Section 1.02.   Other Offices.   The Corporation may also have an office at such other place or places either within or without the State of Florida as the Board of Directors may from time to time determine or the business of the Corporation require.
ARTICLE 2.
MEETINGS OF SHAREHOLDERS
Section 2.01.   Place of Meetings.   All meetings of the shareholders of the Corporation shall be held at such place either within or without the State of Florida as shall be fixed by the Board of Directors and specified in the respective notices or waivers of notice of said meetings.
Section 2.02.   Annual Meetings.   The annual meeting of the shareholders of the Corporation for the election of directors and for the transaction of such other business as may come before the meeting shall be held at the principal office of the Corporation in the State of Florida, or such place as shall be fixed by the Board of Directors, at ten o’clock in the forenoon, local time, on the second Monday in May in each year, if not a legal holiday at the place where the meeting is to be held, and if a legal holiday, then on the next succeeding business day not a legal holiday at the same hour. In respect of the annual meeting for any particular year the Board of Directors may, by resolution fix a different day, time or place (either within or without the State of Florida) for the annual meeting. If the election of directors shall not be held on the day designated herein or the day fixed by the Board, as the case may be, for any annual meeting, or on the day of any adjourned session thereof, the Board of Directors shall cause the election to be held at a special meeting as soon thereafter as conveniently may be. At such special meeting the shareholders may elect the directors and transact other business with the same force and effect as at an annual meeting duly called and held.

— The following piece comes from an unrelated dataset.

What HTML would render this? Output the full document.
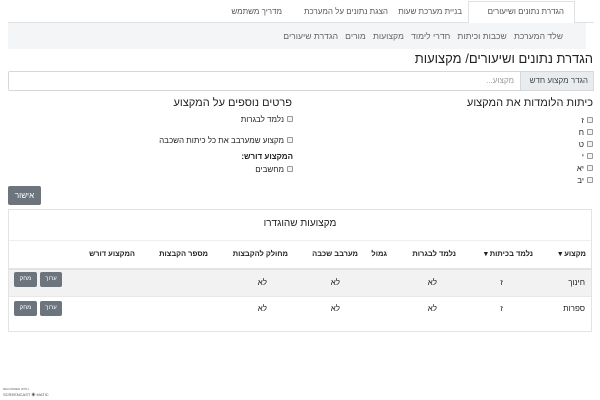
<!DOCTYPE html>
<html><head><meta charset="utf-8"><style>
*{box-sizing:border-box;margin:0;padding:0}
body{width:600px;height:400px;background:#fff;font-family:"Liberation Sans","Noto Sans CJK SC",sans-serif;color:#222;position:relative;overflow:hidden;font-size:8px}
.a{position:absolute;white-space:nowrap;direction:rtl}
.cb{position:absolute;width:6px;height:6px;border:1px solid #999;border-radius:1px;background:#f4f4f4}
.btn{position:absolute;background:#6c757d;color:#fff;border-radius:2px;text-align:center;font-size:6px}
</style></head><body>
<div style="position:absolute;left:8px;top:22px;width:586px;height:1px;background:#dee2e6"></div>
<div style="position:absolute;left:468px;top:1px;width:107px;height:22px;border:1px solid #dee2e6;border-bottom:none;background:#fff"></div>
<div class="a" style="right:36px;top:7px;color:#555;font-size:8px">הגדרת נתונים ושיעורים</div>
<div class="a" style="right:138px;top:7px;color:#555">בניית מערכת שעות</div>
<div class="a" style="right:212px;top:7px;color:#555">הצגת נתונים על המערכת</div>
<div class="a" style="right:318px;top:7px;color:#555">מדריך משתמש</div>
<div style="position:absolute;left:8px;top:23px;width:578px;height:26px;background:#f3f5f7"></div>
<div class="a" style="right:37px;top:31px;color:#666;font-size:8.6px">שלד המערכת&nbsp;&nbsp; שכבות וכיתות&nbsp;&nbsp; חדרי לימוד&nbsp;&nbsp; מקצועות&nbsp;&nbsp; מורים&nbsp;&nbsp; הגדרת שיעורים</div>
<div class="a" style="right:7px;top:51px;font-size:13px;color:#222">הגדרת נתונים ושיעורים/ מקצועות</div>
<div style="position:absolute;left:8px;top:71px;width:586px;height:20px;border:1px solid #d6d9dc;border-radius:2px"></div>
<div style="position:absolute;left:520px;top:71px;width:74px;height:20px;background:#e9ecef;border:1px solid #d6d9dc"></div>
<div class="a" style="right:12px;top:76px;color:#444">הגדר מקצוע חדש</div>
<div class="a" style="right:86px;top:76px;color:#999">מקצוע...</div>
<div class="a" style="right:7px;top:97px;font-size:11px">כיתות הלומדות את המקצוע</div>
<div class="a" style="right:308px;top:97px;font-size:11px">פרטים נוספים על המקצוע</div>
<div class="cb" style="left:587px;top:117px"></div><div class="a" style="right:16px;top:116px">ז</div>
<div class="cb" style="left:587px;top:129px"></div><div class="a" style="right:16px;top:128px">ח</div>
<div class="cb" style="left:587px;top:141px"></div><div class="a" style="right:16px;top:140px">ט</div>
<div class="cb" style="left:587px;top:153px"></div><div class="a" style="right:16px;top:152px">י</div>
<div class="cb" style="left:587px;top:165px"></div><div class="a" style="right:16px;top:164px">יא</div>
<div class="cb" style="left:587px;top:177px"></div><div class="a" style="right:16px;top:176px">יב</div>
<div class="cb" style="left:287px;top:116px"></div><div class="a" style="right:316px;top:115px">נלמד לבגרות</div>
<div class="cb" style="left:287px;top:137px"></div><div class="a" style="right:316px;top:136px">מקצוע שמערבב את כל כיתות השכבה</div>
<div class="a" style="right:307px;top:152px;font-weight:bold">המקצוע דורש:</div>
<div class="cb" style="left:287px;top:166px"></div><div class="a" style="right:316px;top:165px">מחשבים</div>
<div class="btn" style="left:8px;top:186px;width:33px;height:19px;line-height:19px;font-size:8px">אישור</div>
<div style="position:absolute;left:8px;top:209px;width:584px;height:123px;border:1px solid #e3e3e3"></div>
<div class="a" style="left:0;width:600px;text-align:center;top:218px;font-size:10px">מקצועות שהוגדרו</div>
<div style="position:absolute;left:9px;top:240px;width:582px;height:1px;background:#eee"></div>
<div style="position:absolute;left:9px;top:268px;width:582px;height:2px;background:#e3e3e3"></div>
<div style="position:absolute;left:9px;top:270px;width:582px;height:26px;background:#f2f2f2"></div>
<div style="position:absolute;left:9px;top:296px;width:582px;height:1px;background:#e8e8e8"></div>
<div class="a" style="right:14px;top:249px;font-weight:bold;font-size:7.5px">מקצוע ▾</div>
<div class="a" style="right:67px;top:249px;font-weight:bold;font-size:7.5px">נלמד בכיתות ▾</div>
<div class="a" style="right:144px;top:249px;font-weight:bold;font-size:7.5px">נלמד לבגרות</div>
<div class="a" style="right:213px;top:249px;font-weight:bold;font-size:7.5px">גמול</div>
<div class="a" style="right:242px;top:249px;font-weight:bold;font-size:7.5px">מערבב שכבה</div>
<div class="a" style="right:312px;top:249px;font-weight:bold;font-size:7.5px">מחולק להקבצות</div>
<div class="a" style="right:392px;top:249px;font-weight:bold;font-size:7.5px">מספר הקבצות</div>
<div class="a" style="right:465px;top:249px;font-weight:bold;font-size:7.5px">המקצוע דורש</div>
<div class="a" style="right:15px;top:278px">חינוך</div>
<div class="a" style="right:97px;top:278px">ז</div>
<div class="a" style="right:163px;top:278px">לא</div>
<div class="a" style="right:260px;top:278px">לא</div>
<div class="a" style="right:333px;top:278px">לא</div>
<div class="btn" style="left:40px;top:272px;width:22px;height:15px;line-height:15px">ערוך</div>
<div class="btn" style="left:14px;top:272px;width:23px;height:15px;line-height:15px">מחק</div>
<div class="a" style="right:15px;top:304px">ספרות</div>
<div class="a" style="right:97px;top:304px">ז</div>
<div class="a" style="right:163px;top:304px">לא</div>
<div class="a" style="right:260px;top:304px">לא</div>
<div class="a" style="right:333px;top:304px">לא</div>
<div class="btn" style="left:40px;top:301px;width:22px;height:15px;line-height:15px">ערוך</div>
<div class="btn" style="left:14px;top:301px;width:23px;height:15px;line-height:15px">מחק</div>
<div style="position:absolute;left:3px;top:387px;font-size:3px;color:#666">RECORDED WITH</div>
<div style="position:absolute;left:3px;top:392px;font-size:4px;color:#555">SCREENCAST ◉ MATIC</div>
</body></html>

Section 2.03.   Special Meetings.   A special meeting of the shareholders may be called as provided in the Articles of Incorporation.
Section 2.04.   Notice of Meetings.   Except as otherwise required by statute, notice of each annual or special meeting of shareholders shall be given to each shareholder of record entitled to vote at such meeting not less than ten (10) nor more than sixty (60) days before the day on which the meeting is to be held by delivering written notice thereof to him personally or by mailing such notice, postage prepaid, addressed to him at his post-office address last shown on the records of the Corporation or by transmitting notice thereof to him at such address by telegraph, cable or any other available method. Every such notice shall state the time and place of the meeting and, in the case of a special meeting, shall state briefly the purposes thereof. Notice of any meeting of shareholders shall not be required to be given to any shareholder who shall attend such meeting in person or by proxy or who shall in person or by attorney thereunto authorized, waive such notice in writing or by telegraph, cable or any other available method either before or after such meeting. Notice of any adjourned meeting of the shareholders shall not be required to be given except when expressly required by law.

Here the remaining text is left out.